As Carter (a veterinarian) and his girlfriend’s boys approached the fields, house after house had been reduced to chimneys and a few fragments of metal. One image stuck out to Bryce. Just beyond the Little League property lived a friendly older woman who constantly tended her garden.
“I remember when I was playing Senior League games, the games would start at 8. I’d get there at 7 and see her working in her garden,” Bryce said. “After the game, I’d hang out for a while, and I’d leave at like 12 and she was still working on the garden. That garden was so nice. And it was gone from the fire. It was so sad.”
When they reached the park, they were surprised to find the gate unlocked. They learned that a neighbor had needed to get hoses and equipment through the ballfields to save his house from the back (and was successful).
The park was surrounded by smoldering embers. The trees between the parking lot and the biggest field, known as the Multi-Purpose Field, were turned to ash, as were the logs used to mark boundaries.
The fire had crept to the edge of the diamonds.
“There weren’t any real flames,” Brady said. “But it was so hot, incredibly hot.”
Fortunately, the boys were familiar enough with the property to know where the water pump house and electrical box were. They shut off power and started hosing down hotspots.
They couldn’t reach all the glowing areas from the pump house, though. They had to find a way to get water to other corners of the fields. They found a couple wheelbarrows that hadn’t been incinerated, and proceeded carrying water in them. Over and over, they wheeled water across the grounds and dumped it on smoldering brush.
“I did that from third base all the way to the left-field foul pole (of the Multi-Purpose Field),” Bryce said.
The vicious winds of the night before had subsided, but it was still breezy, and the trio worried that the fire would spread again. They needed a firebreak, and their remedy involved the two elemental materials of the sport: red dirt and white chalk. Fire had surrounded the baseball diamonds. Now Carter and the Cannons used the baseball diamond to surround the fire.
The air was acrid with smoke. Brady, of course, owned a ventilator that he had used for metalwork. Bryce and Carter wore paper masks, switching out for a new one every half-hour or so because they got so filthy.

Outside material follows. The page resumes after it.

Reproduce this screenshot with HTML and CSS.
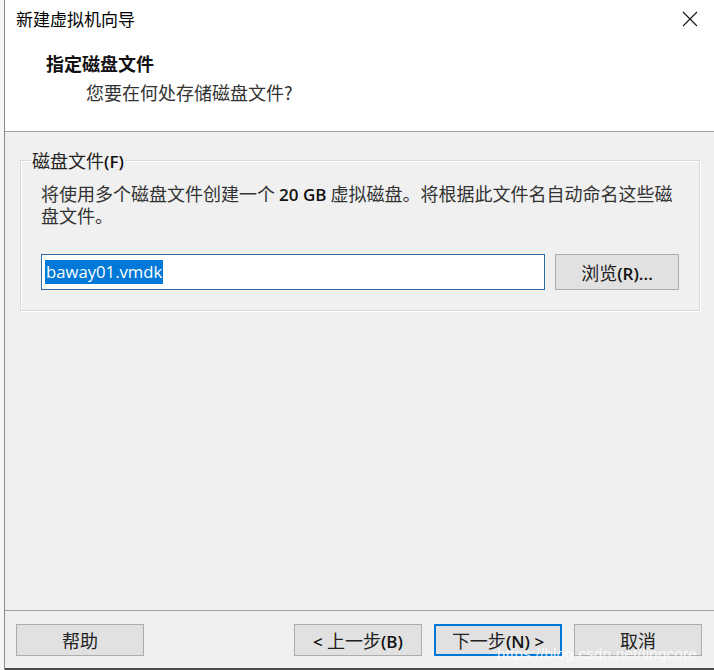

They hadn’t really brought food. Bryce said he survived the day on Hot Tamales.
But the Cannons accomplished what they had set out to do. They refused to let the fire claim their Little League park.
Douglas said the league lost about $80,000 worth of equipment. There’s a GoFundMe page that has raised more than $4,000, but Douglas emphasizes that approximately 50 kids across RVLL lost their homes; he’d prefer neighbors contribute to them before donating to the league.
Difficult times lie ahead for Rincon Valley Little League and so many other people here. But Douglas can’t forget what it was like to arrive at the park that day and find the Cannon boys.
“I saw the fence and the green grass, and I was speechless,” Douglas said. “All the rest, it doesn’t matter. The park still lives.”